In 1996, 16 years after the Supreme Court ruled that patent laws could be applied to a manmade living organism, Monsanto (which employed Justice Clarence Thomas, who, per usual, didn’t recuse himself from this case, in the 1970s) put its Roundup Ready soybean seeds on the market.
The price of soybean seed has tripled in the years since. Today 93 percent of the crop is planted from Monsanto-patented seeds.
Despite the overwhelming precedent of agricultural history, which began not with the first farmer, but with the first seed-saver, contemporary patent law rules the debate here. As such, biotechnology and software groups are paying close attention to the case. They, like the Obama administration, are siding with Monsanto.
Kembrew McLeod, a journalist and professor of communications at the University of Iowa, wrote of another parallel issue to seed patents in his 2007 book, Freedom of Expression: music and other creative intellectual property.
Unlike a CD, which must be willfully copied, in the case of privately owned seeds, MacLeod writes, “the earth (rather than a computer) “reaps” this information without permission.” To grow a seed is to copy it, repeatedly—one plant produces enough seed to grow 80 more—which is why Monsanto requires that farmers purchase new seeds annually.

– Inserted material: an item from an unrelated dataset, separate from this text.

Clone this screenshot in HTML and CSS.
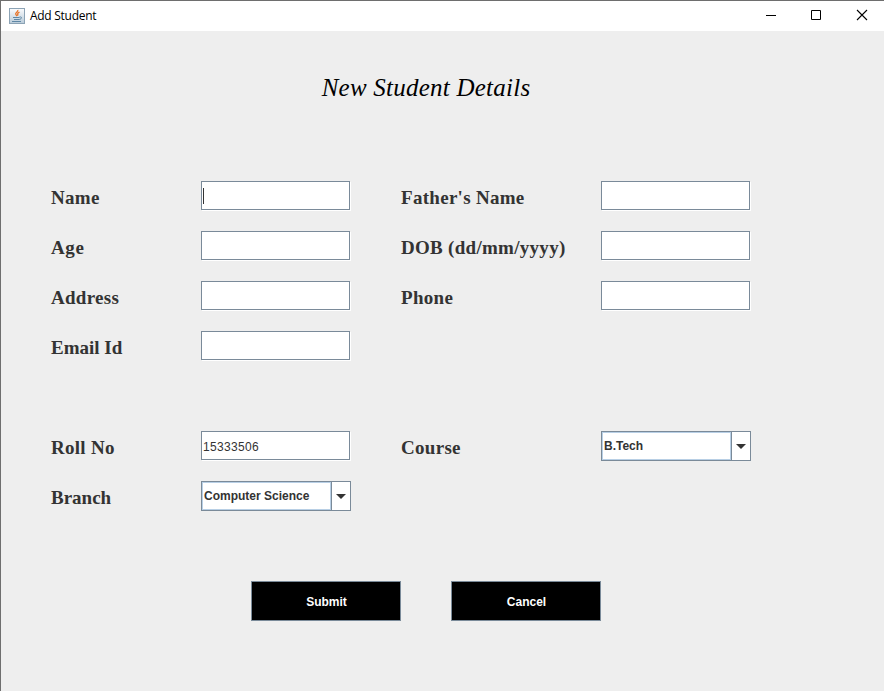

But these copies can distribute themselves without any help from humans, drifting one field to the next on a breeze; transported in the guts of animals or birds. As MacLeod writes, Monsanto sued a Canadian famer name Percy Schmeiser in 1998 after finding patented canola plans on his land. “The seventy-three-year-old Schmeiser argued that he shouldn’t have to pay Monsanto a licensing fee because the pollen had blown onto his property from neighboring farms. Although Monsanto said this might be the case—in fact, the company acknowledged that Schmeiser never placed an order for its Roundup Ready canola—he was still infringing on their patent.”
Tracking down—and prosecuting—every one of such patent violations would seem to be a fool’s errand. But like a mirrored image of the recording industry, which lost its tight control on its intellectual property thanks to technologies like Napster and other peer-to-peer networks, Monsanto and its ilk have used technology to monetize a system in which, historically, demand for seed was determined by a farmer’s own supply—and no money exchanged hands. Like information, as open-source activists say, seeds want to be free; Monsanto is tying them down in the lucrative framework of capitalism.
The parallels between transgene seeds and music are more illustrative than anything, as patent law has no legal bearing on copyright law. But as McLeod pointed out in an email, “As an increasing amount of our everyday life experiences include copyrighted and trademarked works—and our ability to document our lives is increasing—it means that our own memories and personal media archives contain property that is not our own.”
For instance, a writer I know wrote a book about a spiritual journey she took with her husband, and it included a scene in which he began singing Bon Jovi's "Livin' on a Prayer" at an extremely inappropriate moment. Her publisher made her get permission to quote four lines from that song, but she was not able to do so, which meant she had to alter that crucial scene in her book. In other words, she had to falsify her own memory.
Regardless of the ruling the court issues in June, debating how much of our lives can be owned by others—on our farmland or in the very private recesses of our memory—is a broader oral argument we should all consider engaging in.